Rêve d’éléphant orchestra, Odyssée14
Rêve d’Éléphant Orchestra, Odyssée 14
« REO4 », une odyssée musicale
Quatrième ovni du Rêve d’Eléphant Orchestra, « Odissey 14 » est un voyage fantastique à travers la musique depuis le XIVe siècle, jusqu’à demain … ou après ? Tous ceux qui avaient découvert la musique de « La Grande Formation » sur l’album « Anyone Lived In A Pretty How Town », ont attendu longtemps qu’ un ensemble aussi original ne revienne secouer le cocotier musical liégeois, wallon, bruxellois… Et, Rêve d’Eléphant Orchestra est arrivé et a convaincu ! Une claque salutaire dans un paysage musical un peu engoncé, le septet offre une solide rythmique ( trois percussions, pas moins) et une volée de solistes parmi les plus inventifs de Belgique, voire d’Europe : Laurent Blondiau (trompette), Michel Massot (tuba, trombone), Pierre Bernard (flûte).
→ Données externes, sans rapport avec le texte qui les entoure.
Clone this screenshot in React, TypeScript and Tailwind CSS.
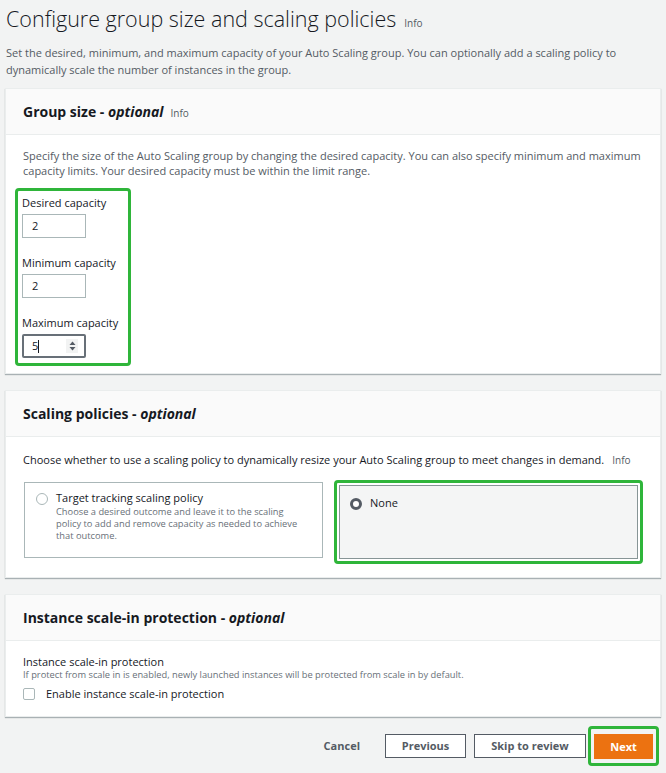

Trois premiers opus sans faiblesse développent un discours à la fois festif et savant où les compositions de Massot brillent et donnent la ligne force de l’ensemble. Une pièce de « Pourquoi Pas Un Scampi ? » va fonder la thématique de ce nouvelle album : « O cieco mondo, di lusinghe pieno» de Jacopo da Bologna, une pièce du XIVe siècle électrique et altière, est à l’origine d’une demande de Tarquin Billet, alors directeur du festival « Ars Musica », pour un travail sur la musique de cette époque. Travail passionnant sans doute, mais difficilement transposable à un groupe où la rythmique tient une place prépondérante. L’idée est alors d’élargir le propos, de s’inspirer de courants musicaux à travers les siècles… d’où l’ Odyssée.
Au premier coup d’œil, c’est la pochette qui séduit, un splendide travail de Lucas Racasse. Puis le livret, tout aussi étoilé, qui reprend l’intégralité des textes; car la grande nouveauté du projet de « REO » est bien dans ces inserts chantés ou récités : Rimbaud, Burroughs, Shakespeare, Picasso, citations diverses et les textes originaux de Thierry Devillers (collaborateur de longue date de Michel Debrulle avec « Tout est Joli/All is Pretty » dont « The Wind and the Rain » – IGLOO, 1993 – est repris ici). Un album concept donc, mais aussi deux changements dans le line-up du groupe : avec son jeu multifacettes le guitariste liégeois Nicolas Dechêne apporte à la fois la stridence, la vibration électrique et la finesse de son jeu acoustique, une nouvelle couleur apportée à l’orchestre. Décrocher le trompettiste Jean-Paul Estiévenart relève quasi de l’exploit : avec son trio, Collapse, le LG Jazz Collective et la dizaine d’autres formations dont il fait partie, le musicien est parmi les plus demandés de la sphère jazz et le résultat est ici encore…soufflant.
L’album s’ouvre en douceur avec « Sur La Route », une composition de Pierre Bernard qui fait une belle transition avec « Tradewinds » de Dave Burrell qui clôturait l’album précédent. Nouvel animal du bestiaire éléphantique, « Dormaalocyon Iatouri » (de Pierre Bernard) ne se trouve sans doute pas là par hasard (une évocation de Pierre Van Dormael ?) et fait partie des plus belles pièces de l’album, tout comme « Le Sacre de l’Eléphant » inspiré par Stravinsky (aussi une composition du flûtiste). La quasi-totalité des compositions sont écrites par Michel Massot et Pierre Bernard, ce qui donne à l’album une patte, un cachet, comme un label « REO ». Si les textes auront plus leur raison d’être dans les prestations en public du groupe – avec aussi le plus de la présence de David Hernandez pour la partie chorégraphie – il faut tendre l’oreille sur le merveilleux et inspiré « Agitprop » de Thierry Devillers ainsi que sur le récitatif singulier de « The Man Who Taught His Asshole To Talk ».